◆ Exercise description
What is to be printed is the span of lines starting at the one containing "Reproduce this screenshot" and ending at the one containing "</app-shell>", reproduced exactly with pictures left out.

◆ Extracted information
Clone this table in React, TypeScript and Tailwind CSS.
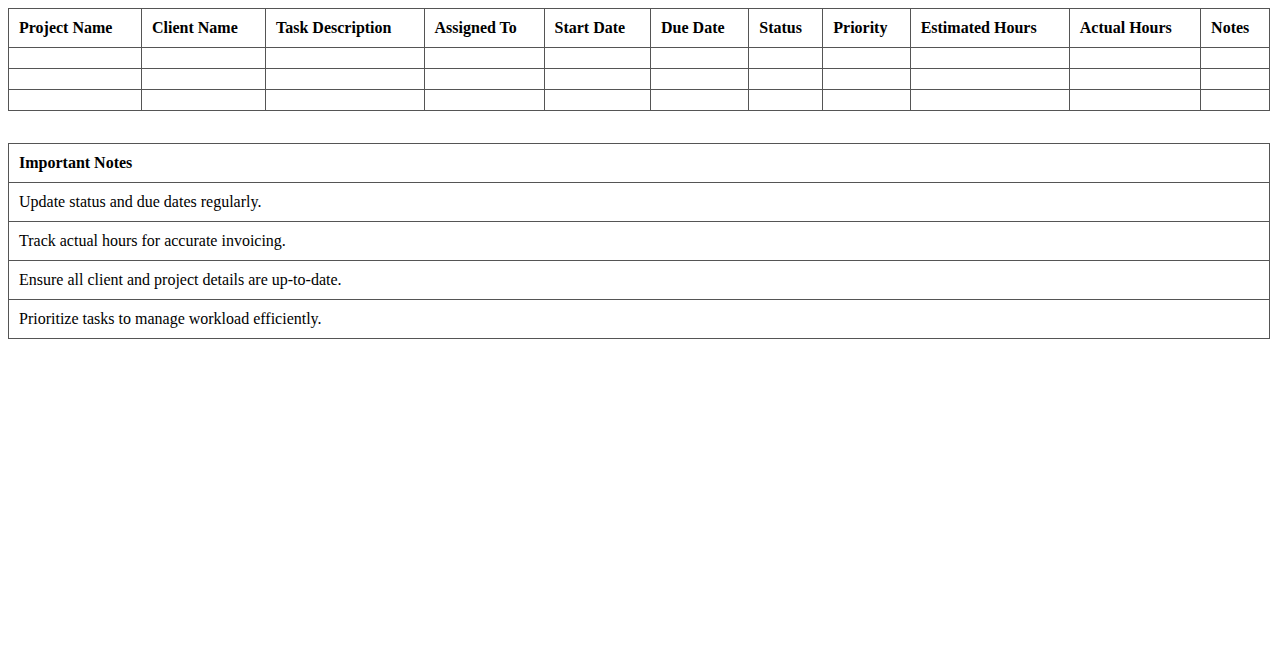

* * *

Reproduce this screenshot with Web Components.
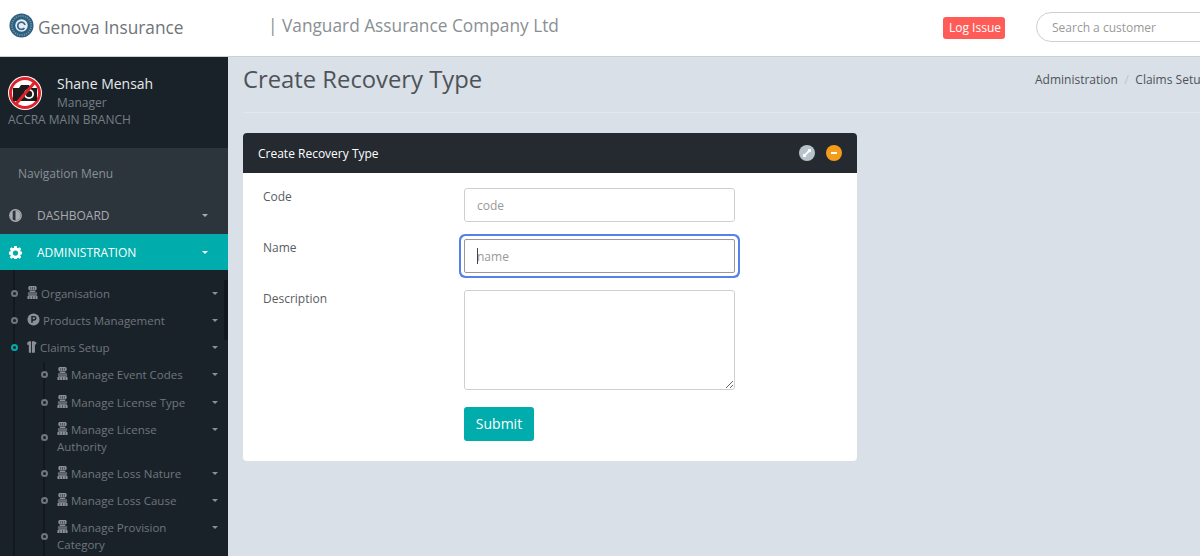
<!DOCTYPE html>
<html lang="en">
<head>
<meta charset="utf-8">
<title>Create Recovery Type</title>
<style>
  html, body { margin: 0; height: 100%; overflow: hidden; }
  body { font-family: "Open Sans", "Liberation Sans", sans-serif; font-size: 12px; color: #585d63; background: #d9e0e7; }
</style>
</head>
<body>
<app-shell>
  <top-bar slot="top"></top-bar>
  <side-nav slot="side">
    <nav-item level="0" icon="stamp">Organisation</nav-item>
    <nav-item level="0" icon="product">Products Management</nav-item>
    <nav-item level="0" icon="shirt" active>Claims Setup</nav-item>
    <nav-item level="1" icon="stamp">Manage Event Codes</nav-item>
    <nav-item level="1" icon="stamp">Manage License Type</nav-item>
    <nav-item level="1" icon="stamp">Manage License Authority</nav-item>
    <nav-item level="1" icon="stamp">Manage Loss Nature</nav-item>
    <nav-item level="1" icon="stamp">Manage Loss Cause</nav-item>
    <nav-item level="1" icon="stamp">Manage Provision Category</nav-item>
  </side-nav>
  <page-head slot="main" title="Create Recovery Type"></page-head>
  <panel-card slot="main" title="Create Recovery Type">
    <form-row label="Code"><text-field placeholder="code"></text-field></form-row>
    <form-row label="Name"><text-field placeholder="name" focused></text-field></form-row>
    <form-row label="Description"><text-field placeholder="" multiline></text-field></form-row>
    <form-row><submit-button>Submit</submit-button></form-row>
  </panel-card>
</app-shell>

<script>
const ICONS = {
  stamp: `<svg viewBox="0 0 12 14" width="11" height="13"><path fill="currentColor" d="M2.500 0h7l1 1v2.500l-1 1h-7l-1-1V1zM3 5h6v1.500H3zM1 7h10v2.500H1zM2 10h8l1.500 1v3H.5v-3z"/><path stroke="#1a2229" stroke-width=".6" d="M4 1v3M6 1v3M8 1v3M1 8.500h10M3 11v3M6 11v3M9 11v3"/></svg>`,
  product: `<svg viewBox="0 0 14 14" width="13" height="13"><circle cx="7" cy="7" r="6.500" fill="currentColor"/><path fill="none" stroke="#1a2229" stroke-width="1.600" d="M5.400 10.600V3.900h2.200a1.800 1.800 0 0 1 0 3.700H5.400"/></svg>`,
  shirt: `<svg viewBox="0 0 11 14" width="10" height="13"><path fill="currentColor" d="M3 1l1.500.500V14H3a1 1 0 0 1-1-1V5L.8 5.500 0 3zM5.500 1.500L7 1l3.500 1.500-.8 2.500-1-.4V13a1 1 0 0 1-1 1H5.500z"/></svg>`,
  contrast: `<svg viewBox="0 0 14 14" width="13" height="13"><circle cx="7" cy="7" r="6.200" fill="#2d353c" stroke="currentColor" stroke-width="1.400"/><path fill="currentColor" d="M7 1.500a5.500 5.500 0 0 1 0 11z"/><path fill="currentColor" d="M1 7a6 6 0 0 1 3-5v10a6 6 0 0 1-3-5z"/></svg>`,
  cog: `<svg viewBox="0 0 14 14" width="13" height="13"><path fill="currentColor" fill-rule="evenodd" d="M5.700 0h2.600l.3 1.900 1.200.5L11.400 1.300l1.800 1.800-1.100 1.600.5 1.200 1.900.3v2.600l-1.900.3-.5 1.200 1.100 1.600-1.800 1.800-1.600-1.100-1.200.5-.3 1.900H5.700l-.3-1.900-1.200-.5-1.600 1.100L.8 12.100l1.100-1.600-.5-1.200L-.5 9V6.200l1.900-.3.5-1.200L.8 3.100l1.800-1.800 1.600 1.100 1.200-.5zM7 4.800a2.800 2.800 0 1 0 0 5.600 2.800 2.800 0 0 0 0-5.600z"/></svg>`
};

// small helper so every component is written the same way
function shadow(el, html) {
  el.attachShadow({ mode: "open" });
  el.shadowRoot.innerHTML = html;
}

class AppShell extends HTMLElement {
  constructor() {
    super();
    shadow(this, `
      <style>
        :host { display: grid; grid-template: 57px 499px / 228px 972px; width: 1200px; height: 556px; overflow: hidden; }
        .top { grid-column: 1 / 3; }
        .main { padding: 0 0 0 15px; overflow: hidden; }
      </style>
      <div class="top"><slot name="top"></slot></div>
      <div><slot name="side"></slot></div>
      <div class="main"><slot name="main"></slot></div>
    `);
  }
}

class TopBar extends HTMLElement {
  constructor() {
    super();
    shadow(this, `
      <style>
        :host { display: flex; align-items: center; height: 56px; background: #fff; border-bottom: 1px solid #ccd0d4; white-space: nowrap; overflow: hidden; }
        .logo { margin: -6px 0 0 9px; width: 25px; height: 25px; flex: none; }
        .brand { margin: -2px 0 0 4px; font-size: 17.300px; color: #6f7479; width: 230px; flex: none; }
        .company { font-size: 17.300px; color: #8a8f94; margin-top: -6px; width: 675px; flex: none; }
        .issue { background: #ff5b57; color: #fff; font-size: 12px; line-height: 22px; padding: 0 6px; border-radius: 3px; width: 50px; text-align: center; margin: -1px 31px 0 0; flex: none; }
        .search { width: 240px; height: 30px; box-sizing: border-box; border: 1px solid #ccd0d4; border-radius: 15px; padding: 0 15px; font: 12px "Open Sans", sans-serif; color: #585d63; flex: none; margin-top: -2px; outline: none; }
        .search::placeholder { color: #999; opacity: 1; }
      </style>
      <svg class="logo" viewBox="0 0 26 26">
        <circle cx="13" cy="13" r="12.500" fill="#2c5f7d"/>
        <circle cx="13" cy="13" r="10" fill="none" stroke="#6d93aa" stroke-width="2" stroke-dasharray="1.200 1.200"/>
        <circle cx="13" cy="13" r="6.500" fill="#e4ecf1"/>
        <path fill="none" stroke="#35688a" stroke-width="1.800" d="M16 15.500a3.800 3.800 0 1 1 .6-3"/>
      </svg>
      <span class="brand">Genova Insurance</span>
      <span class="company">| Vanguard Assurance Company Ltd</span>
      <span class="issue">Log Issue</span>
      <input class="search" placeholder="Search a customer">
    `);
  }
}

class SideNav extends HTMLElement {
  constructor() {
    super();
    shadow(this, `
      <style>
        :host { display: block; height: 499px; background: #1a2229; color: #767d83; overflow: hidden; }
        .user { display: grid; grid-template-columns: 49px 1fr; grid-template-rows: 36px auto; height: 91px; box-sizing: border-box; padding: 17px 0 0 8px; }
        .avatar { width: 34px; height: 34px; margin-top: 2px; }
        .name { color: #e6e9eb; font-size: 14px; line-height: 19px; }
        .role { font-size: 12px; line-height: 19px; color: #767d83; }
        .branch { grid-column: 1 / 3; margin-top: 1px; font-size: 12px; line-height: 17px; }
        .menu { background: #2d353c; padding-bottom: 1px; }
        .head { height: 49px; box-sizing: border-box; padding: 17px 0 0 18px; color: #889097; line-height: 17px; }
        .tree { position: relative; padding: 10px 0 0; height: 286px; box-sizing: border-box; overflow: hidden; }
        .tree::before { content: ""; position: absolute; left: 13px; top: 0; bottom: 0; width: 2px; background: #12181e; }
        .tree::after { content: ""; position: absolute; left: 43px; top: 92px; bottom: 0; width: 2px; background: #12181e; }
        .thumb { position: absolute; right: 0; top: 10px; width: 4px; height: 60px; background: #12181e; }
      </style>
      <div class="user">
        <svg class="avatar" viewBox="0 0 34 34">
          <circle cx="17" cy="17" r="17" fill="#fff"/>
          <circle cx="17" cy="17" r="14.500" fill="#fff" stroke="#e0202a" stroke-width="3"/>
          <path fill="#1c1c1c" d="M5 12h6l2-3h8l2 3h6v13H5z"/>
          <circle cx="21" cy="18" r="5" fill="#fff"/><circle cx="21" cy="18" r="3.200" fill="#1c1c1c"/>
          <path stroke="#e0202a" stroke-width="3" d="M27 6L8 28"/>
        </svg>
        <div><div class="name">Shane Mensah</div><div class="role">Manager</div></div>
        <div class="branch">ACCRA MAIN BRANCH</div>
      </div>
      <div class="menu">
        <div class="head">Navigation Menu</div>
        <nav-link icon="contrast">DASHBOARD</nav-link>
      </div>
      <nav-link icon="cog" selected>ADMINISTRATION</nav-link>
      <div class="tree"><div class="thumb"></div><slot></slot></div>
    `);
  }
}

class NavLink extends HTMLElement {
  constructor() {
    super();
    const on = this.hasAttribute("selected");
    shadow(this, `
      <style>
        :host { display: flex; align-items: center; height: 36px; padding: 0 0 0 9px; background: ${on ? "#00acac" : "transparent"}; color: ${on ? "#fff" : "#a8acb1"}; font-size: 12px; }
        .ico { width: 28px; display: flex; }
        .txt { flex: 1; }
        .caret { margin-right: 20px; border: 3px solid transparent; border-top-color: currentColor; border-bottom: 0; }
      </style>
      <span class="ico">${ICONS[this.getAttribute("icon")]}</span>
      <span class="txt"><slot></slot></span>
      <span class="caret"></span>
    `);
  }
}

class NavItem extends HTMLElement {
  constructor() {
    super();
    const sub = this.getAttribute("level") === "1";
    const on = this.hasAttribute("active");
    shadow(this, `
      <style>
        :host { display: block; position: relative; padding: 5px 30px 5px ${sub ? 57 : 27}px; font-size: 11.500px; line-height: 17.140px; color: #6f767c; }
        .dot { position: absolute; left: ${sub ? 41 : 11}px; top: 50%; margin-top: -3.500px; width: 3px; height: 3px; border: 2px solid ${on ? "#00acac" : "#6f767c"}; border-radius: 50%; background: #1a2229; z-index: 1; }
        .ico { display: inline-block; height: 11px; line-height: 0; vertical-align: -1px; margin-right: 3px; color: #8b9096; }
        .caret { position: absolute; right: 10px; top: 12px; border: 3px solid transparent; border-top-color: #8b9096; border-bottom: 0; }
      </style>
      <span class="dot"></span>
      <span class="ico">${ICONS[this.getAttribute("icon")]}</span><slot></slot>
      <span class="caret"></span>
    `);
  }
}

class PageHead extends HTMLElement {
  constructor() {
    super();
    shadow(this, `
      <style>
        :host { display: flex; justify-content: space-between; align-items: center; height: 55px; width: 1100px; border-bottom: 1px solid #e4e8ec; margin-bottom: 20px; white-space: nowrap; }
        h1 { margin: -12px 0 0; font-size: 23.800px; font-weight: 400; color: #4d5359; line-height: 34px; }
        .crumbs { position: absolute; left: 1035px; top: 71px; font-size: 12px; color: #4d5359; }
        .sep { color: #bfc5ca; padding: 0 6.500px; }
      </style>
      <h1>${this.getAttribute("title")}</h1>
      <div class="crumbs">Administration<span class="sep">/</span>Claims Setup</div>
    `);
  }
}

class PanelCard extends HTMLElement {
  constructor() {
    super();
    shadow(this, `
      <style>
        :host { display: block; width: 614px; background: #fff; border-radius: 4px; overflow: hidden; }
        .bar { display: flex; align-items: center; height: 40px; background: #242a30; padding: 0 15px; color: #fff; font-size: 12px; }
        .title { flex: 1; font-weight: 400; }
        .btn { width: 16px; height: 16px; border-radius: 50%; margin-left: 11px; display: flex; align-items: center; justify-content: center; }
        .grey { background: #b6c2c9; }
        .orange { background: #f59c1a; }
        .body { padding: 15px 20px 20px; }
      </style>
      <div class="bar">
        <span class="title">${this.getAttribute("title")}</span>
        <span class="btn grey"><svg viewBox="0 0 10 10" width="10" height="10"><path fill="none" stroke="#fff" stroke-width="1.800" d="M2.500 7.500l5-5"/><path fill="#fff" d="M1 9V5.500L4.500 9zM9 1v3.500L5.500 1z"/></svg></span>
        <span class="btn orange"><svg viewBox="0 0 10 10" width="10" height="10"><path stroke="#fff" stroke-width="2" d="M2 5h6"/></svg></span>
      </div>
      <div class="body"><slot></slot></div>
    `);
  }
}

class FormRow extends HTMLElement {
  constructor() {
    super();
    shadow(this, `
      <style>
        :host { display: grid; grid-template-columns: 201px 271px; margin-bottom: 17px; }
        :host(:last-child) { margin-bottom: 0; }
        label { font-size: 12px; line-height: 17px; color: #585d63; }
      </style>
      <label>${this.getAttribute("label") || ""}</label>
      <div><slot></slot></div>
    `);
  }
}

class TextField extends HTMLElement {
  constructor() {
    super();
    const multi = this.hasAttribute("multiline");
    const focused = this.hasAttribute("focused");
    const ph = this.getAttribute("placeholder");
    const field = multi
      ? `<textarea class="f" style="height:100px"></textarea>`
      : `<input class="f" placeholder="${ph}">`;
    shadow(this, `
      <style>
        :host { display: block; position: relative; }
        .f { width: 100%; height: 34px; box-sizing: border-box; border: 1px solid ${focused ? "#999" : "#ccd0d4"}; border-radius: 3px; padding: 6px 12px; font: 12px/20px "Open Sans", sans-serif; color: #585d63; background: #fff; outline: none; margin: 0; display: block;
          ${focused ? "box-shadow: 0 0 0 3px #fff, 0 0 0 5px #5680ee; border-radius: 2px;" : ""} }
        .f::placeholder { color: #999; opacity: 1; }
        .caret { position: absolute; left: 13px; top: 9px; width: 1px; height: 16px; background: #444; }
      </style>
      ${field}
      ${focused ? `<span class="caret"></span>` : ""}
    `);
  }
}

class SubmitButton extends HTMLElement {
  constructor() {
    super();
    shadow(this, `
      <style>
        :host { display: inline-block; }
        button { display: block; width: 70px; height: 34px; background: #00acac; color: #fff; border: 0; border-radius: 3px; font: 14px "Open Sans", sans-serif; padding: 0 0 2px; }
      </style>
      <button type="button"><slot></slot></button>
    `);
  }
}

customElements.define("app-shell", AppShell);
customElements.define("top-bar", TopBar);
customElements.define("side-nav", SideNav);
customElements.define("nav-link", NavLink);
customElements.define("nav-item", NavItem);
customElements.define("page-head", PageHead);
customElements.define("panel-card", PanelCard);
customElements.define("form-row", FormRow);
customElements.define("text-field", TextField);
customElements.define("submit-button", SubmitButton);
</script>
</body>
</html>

* * *

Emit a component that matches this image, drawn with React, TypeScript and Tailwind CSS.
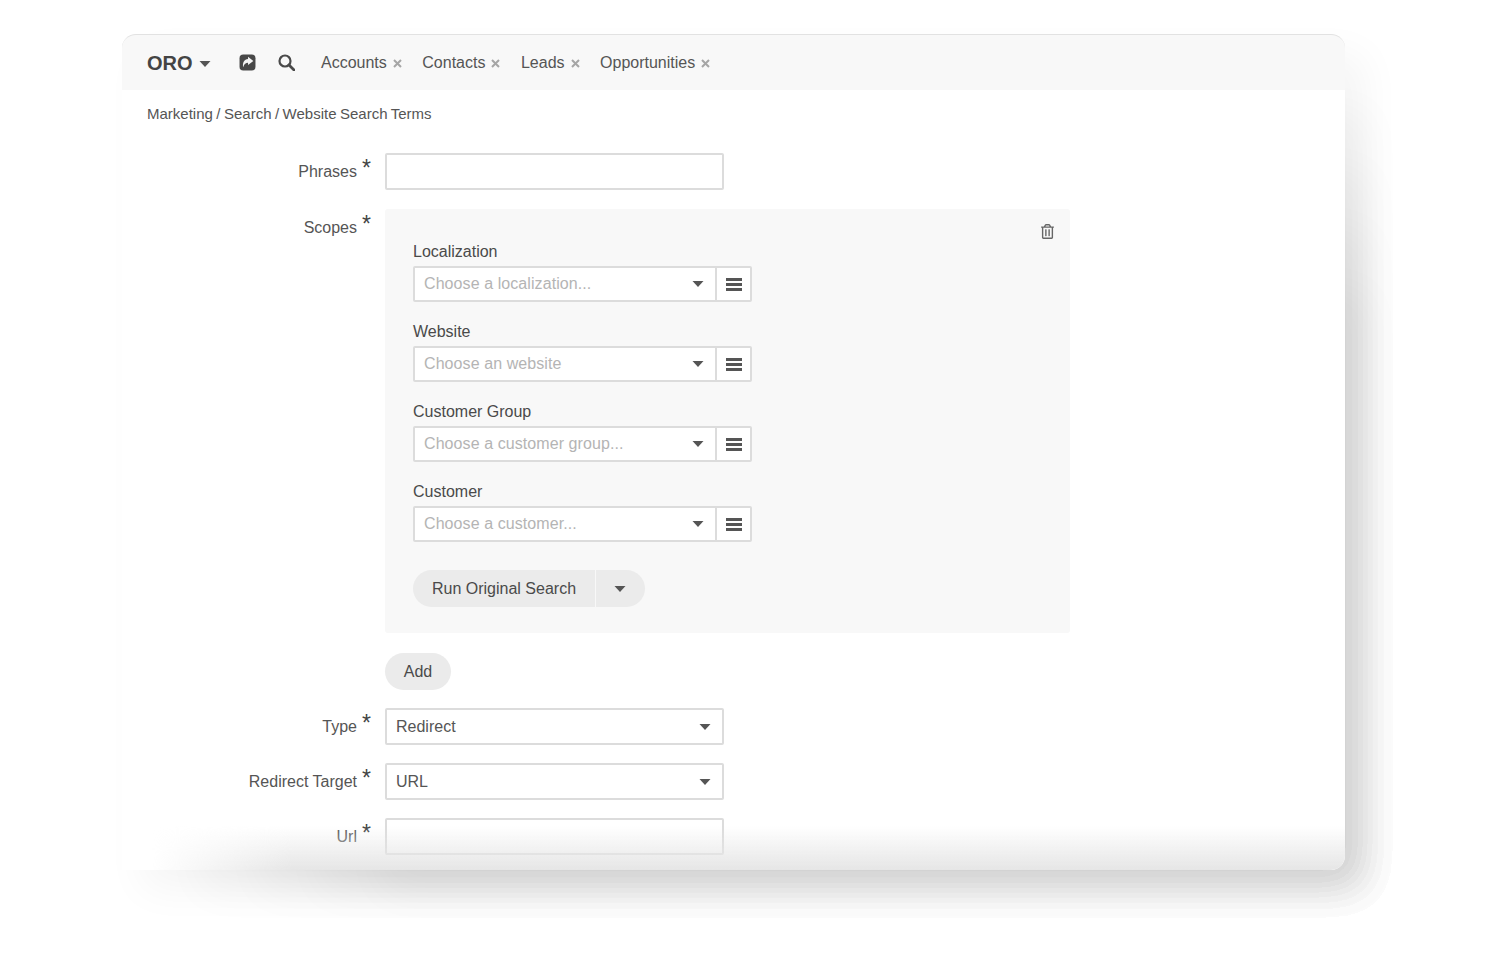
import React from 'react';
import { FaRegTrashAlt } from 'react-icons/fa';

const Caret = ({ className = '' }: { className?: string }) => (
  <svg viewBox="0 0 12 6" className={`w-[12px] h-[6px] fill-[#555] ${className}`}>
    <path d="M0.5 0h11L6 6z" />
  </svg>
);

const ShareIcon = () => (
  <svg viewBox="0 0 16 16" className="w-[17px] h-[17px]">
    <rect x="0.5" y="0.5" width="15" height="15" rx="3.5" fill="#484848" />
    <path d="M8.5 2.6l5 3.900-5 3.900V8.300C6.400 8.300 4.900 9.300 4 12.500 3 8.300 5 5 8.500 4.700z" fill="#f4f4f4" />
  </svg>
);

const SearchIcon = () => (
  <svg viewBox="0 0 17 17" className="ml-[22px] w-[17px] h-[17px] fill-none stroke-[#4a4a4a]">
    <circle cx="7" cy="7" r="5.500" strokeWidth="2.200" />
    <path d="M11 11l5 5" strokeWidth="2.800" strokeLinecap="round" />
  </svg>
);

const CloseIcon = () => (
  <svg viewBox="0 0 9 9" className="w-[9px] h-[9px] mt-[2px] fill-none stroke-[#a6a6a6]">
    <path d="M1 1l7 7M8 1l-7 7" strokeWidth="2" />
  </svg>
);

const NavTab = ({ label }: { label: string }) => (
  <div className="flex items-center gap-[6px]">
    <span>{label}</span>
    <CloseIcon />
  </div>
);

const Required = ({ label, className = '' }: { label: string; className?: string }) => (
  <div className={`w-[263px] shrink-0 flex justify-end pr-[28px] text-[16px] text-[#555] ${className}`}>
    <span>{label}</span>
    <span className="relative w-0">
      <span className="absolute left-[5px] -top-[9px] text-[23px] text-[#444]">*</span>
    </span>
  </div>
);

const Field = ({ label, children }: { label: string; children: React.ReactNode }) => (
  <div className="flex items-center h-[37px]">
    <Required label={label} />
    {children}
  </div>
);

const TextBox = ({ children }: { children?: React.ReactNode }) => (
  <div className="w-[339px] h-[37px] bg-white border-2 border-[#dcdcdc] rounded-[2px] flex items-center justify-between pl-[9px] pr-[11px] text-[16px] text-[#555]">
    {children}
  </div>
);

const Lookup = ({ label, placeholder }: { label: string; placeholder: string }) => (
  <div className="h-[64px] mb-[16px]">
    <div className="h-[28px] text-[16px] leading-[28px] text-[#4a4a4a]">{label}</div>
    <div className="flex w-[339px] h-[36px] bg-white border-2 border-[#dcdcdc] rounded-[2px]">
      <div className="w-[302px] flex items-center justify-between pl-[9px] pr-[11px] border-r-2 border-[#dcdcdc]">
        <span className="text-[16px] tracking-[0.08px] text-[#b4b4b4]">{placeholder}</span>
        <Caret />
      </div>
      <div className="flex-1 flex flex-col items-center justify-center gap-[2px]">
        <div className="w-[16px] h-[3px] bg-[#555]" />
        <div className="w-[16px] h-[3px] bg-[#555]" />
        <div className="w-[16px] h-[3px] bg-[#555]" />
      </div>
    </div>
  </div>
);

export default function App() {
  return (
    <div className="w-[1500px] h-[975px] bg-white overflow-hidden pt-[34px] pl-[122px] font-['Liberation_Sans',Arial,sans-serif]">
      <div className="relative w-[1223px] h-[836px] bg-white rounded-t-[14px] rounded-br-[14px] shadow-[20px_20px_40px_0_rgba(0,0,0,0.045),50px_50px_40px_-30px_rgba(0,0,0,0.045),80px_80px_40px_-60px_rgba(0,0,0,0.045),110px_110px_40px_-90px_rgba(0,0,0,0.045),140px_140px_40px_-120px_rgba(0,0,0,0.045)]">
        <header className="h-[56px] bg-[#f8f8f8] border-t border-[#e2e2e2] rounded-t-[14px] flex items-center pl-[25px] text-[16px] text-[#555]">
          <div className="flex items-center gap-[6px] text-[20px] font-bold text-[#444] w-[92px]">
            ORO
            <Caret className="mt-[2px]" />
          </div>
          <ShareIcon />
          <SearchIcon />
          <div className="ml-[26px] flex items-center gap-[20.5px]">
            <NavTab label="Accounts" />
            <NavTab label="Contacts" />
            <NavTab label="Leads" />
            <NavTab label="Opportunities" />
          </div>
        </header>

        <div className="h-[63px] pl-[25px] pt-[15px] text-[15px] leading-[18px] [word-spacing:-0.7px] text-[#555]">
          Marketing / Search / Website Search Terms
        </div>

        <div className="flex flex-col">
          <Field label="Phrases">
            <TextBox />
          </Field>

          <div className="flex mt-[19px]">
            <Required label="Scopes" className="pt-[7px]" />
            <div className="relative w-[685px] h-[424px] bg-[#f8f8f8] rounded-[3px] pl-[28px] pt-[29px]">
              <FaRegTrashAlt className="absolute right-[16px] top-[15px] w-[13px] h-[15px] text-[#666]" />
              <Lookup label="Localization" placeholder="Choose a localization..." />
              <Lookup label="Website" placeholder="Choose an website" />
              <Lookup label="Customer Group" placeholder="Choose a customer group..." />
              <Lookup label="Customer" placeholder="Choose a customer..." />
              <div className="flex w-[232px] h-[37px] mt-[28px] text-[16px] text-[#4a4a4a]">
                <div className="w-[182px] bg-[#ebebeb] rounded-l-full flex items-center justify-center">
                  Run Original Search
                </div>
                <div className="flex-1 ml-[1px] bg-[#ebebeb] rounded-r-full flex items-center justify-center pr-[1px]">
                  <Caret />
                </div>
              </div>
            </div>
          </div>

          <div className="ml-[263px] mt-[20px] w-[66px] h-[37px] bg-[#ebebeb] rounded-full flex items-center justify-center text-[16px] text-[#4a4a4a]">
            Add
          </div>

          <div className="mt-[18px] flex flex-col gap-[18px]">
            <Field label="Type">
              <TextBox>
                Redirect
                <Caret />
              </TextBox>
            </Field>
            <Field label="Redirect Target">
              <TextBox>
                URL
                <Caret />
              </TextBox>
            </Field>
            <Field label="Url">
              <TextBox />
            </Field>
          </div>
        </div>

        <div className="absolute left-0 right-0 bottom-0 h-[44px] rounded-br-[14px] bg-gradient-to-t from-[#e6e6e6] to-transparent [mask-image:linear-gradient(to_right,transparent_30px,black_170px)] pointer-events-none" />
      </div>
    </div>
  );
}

◆ Response to the exercise
Reproduce this screenshot with Web Components.
<!DOCTYPE html>
<html lang="en">
<head>
<meta charset="utf-8">
<title>Create Recovery Type</title>
<style>
  html, body { margin: 0; height: 100%; overflow: hidden; }
  body { font-family: "Open Sans", "Liberation Sans", sans-serif; font-size: 12px; color: #585d63; background: #d9e0e7; }
</style>
</head>
<body>
<app-shell>
  <top-bar slot="top"></top-bar>
  <side-nav slot="side">
    <nav-item level="0" icon="stamp">Organisation</nav-item>
    <nav-item level="0" icon="product">Products Management</nav-item>
    <nav-item level="0" icon="shirt" active>Claims Setup</nav-item>
    <nav-item level="1" icon="stamp">Manage Event Codes</nav-item>
    <nav-item level="1" icon="stamp">Manage License Type</nav-item>
    <nav-item level="1" icon="stamp">Manage License Authority</nav-item>
    <nav-item level="1" icon="stamp">Manage Loss Nature</nav-item>
    <nav-item level="1" icon="stamp">Manage Loss Cause</nav-item>
    <nav-item level="1" icon="stamp">Manage Provision Category</nav-item>
  </side-nav>
  <page-head slot="main" title="Create Recovery Type"></page-head>
  <panel-card slot="main" title="Create Recovery Type">
    <form-row label="Code"><text-field placeholder="code"></text-field></form-row>
    <form-row label="Name"><text-field placeholder="name" focused></text-field></form-row>
    <form-row label="Description"><text-field placeholder="" multiline></text-field></form-row>
    <form-row><submit-button>Submit</submit-button></form-row>
  </panel-card>
</app-shell>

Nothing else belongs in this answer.